Each module is again subdivided into different submodules that envelope functions based on their purpose:

* **preprocessing** - contains functions that deal with cleaning and organizing terms prior to use in other functions.
* **transforms** - deals with data transformations, aggregations and splitting for both final and intermediate data.
* **filters** - some functions that filter data that ended up being reused across modules.
* **io** - handles file or data loading from file or library sources.
* **constants** - contains fixed constants and definitions for dataclasses and enums.
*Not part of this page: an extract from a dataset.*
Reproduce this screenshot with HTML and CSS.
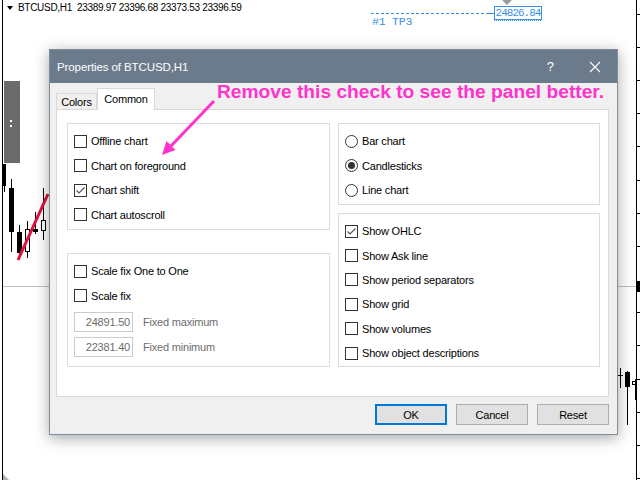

As you can imagine, these combinations can help navigate the function you probably want to inspect. For example, you can bet that ``cemento.draw_io.io`` and ``cemento.draw_io.transforms`` will contain the functions for actually reading and writing a draw.io diagram.

The API guide
--------------

We invite you to read through our :doc:`API guide </modules>` to get an in-depth understanding of what each of the functions do. This codebase is more than 2,000 lines, and is still in active development. We cannot guarantee that all functions will have documentation, but we will slowly add as many of them as possible starting with the major functions for conversion.